• _WORK REQUIRED_
Which lines in the material below contain the word "React"? Copy each of them.

* Start INFORMATION SHOWN *

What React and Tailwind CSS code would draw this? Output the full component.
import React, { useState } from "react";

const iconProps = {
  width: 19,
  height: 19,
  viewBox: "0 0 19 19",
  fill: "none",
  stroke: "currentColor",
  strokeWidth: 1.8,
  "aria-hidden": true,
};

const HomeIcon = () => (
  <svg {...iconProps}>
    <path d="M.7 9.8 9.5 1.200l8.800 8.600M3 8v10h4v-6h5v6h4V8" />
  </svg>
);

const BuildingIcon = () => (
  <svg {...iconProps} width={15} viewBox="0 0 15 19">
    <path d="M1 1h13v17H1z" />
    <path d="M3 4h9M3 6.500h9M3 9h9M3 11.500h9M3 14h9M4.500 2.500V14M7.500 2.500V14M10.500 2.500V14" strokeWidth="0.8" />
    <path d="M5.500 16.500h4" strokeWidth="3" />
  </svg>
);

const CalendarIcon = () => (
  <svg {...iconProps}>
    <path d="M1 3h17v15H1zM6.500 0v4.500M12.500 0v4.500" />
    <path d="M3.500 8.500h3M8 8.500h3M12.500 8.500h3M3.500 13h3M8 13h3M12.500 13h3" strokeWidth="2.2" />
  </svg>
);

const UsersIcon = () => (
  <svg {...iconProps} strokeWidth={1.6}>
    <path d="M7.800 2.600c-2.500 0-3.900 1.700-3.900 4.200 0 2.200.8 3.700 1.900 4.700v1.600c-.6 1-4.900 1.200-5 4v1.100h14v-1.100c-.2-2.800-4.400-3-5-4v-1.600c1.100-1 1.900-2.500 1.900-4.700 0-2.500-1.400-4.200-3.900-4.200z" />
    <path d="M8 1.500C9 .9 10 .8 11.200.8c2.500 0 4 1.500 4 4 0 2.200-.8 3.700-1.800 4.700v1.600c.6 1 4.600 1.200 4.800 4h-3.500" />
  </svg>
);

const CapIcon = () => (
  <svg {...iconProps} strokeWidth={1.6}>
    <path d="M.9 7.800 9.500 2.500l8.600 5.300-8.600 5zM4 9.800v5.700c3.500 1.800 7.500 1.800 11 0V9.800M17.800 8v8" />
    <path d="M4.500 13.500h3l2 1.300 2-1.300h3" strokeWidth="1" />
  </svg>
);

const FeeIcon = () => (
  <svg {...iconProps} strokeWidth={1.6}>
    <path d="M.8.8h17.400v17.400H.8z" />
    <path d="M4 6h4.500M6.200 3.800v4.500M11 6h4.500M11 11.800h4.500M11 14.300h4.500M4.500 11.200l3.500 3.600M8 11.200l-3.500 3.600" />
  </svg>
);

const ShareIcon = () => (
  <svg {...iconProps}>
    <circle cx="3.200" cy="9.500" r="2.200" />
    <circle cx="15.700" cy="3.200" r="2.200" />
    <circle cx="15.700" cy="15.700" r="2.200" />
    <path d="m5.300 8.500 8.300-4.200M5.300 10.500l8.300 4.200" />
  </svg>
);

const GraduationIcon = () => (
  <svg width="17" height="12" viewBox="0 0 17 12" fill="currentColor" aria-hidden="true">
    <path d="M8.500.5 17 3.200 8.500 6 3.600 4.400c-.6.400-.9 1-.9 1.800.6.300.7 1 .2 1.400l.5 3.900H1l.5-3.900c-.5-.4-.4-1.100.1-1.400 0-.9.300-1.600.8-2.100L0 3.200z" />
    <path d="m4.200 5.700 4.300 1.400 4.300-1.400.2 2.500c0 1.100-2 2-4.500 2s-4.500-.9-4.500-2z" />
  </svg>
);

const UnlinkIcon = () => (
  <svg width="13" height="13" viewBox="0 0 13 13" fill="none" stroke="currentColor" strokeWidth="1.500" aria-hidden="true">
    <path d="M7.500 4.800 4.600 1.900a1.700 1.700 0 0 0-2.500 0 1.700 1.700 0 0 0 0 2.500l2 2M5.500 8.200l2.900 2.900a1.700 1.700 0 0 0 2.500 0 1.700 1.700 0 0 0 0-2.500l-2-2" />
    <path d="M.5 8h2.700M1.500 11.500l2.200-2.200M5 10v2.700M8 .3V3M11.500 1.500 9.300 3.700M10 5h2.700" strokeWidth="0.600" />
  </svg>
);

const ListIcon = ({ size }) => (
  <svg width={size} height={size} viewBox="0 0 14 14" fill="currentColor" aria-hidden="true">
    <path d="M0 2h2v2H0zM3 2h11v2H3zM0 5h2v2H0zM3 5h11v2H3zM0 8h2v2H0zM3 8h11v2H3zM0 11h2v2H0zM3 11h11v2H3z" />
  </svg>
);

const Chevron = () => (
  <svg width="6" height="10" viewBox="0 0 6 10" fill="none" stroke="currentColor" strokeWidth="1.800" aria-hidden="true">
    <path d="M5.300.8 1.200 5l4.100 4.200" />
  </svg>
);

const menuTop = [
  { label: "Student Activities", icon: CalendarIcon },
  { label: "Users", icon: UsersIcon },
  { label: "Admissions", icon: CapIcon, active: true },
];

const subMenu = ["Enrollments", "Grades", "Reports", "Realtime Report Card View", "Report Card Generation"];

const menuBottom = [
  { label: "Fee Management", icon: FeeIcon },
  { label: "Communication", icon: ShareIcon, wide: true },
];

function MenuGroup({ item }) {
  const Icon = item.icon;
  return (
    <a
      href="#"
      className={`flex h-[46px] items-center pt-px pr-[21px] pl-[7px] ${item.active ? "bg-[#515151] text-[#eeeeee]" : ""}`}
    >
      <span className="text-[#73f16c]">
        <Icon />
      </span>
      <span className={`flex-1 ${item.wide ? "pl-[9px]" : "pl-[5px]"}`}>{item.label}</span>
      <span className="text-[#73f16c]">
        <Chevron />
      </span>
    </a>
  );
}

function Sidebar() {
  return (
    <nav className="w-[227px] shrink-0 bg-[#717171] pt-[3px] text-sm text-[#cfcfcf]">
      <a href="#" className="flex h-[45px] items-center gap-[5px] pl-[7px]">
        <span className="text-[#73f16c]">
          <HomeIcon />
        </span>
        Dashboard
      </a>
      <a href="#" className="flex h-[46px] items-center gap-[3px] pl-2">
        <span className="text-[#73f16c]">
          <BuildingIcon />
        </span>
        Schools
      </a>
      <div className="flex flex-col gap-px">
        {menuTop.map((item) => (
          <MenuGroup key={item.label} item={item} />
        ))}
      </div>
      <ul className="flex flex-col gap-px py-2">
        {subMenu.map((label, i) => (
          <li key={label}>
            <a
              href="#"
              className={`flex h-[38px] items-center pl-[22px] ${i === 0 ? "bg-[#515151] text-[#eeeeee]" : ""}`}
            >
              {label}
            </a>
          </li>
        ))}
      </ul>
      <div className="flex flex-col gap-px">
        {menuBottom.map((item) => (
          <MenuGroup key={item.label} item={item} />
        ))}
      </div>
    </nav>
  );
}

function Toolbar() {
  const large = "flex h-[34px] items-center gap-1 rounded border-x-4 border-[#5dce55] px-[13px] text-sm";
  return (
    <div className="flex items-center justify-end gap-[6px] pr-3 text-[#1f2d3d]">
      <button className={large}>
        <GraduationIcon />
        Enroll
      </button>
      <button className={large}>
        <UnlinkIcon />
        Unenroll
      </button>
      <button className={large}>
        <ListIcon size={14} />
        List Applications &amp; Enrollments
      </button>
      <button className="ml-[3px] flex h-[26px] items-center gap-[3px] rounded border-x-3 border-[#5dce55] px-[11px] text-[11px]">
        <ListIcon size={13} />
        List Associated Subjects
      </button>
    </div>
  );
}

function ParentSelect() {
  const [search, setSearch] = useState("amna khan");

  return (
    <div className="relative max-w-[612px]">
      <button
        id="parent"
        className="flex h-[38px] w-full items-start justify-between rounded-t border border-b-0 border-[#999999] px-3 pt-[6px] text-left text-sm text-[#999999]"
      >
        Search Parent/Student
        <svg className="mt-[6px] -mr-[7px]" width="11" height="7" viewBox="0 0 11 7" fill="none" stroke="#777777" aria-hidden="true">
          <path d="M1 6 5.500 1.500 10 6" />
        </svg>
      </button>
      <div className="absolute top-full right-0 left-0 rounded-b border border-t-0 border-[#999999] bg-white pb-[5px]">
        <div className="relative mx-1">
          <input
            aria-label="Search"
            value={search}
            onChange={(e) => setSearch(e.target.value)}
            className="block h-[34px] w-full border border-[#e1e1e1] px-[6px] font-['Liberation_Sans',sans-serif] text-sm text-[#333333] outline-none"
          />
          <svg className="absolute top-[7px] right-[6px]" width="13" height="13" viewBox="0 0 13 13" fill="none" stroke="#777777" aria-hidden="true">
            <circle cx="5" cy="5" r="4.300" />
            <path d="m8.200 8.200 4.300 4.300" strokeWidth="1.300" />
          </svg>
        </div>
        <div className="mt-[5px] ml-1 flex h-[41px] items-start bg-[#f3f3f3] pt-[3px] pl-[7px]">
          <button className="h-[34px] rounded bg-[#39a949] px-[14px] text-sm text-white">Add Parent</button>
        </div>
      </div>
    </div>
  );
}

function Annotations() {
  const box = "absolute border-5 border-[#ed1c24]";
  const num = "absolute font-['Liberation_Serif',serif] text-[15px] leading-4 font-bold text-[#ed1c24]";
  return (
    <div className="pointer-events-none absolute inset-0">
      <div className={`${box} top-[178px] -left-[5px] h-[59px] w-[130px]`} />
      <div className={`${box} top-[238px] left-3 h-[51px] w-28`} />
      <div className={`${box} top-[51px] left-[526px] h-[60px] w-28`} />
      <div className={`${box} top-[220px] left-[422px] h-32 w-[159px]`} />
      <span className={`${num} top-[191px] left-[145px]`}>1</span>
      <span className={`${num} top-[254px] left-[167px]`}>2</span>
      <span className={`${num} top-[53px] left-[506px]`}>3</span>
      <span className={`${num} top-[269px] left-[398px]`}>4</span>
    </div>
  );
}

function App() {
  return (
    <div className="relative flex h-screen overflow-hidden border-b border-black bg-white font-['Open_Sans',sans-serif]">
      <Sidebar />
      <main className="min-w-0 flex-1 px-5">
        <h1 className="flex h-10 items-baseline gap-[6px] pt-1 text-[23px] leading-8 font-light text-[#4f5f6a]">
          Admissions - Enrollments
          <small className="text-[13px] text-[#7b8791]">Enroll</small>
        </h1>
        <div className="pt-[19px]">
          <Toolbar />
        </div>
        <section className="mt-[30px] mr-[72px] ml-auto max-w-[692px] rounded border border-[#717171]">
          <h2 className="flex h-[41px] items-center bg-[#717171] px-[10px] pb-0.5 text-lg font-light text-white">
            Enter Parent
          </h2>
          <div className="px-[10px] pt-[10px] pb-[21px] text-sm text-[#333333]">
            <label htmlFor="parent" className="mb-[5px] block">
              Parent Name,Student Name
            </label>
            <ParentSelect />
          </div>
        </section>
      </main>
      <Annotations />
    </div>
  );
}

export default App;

* End INFORMATION SHOWN *

• _SOLUTION TO THE PROBLEM_
What React and Tailwind CSS code would draw this? Output the full component.
import React, { useState } from "react";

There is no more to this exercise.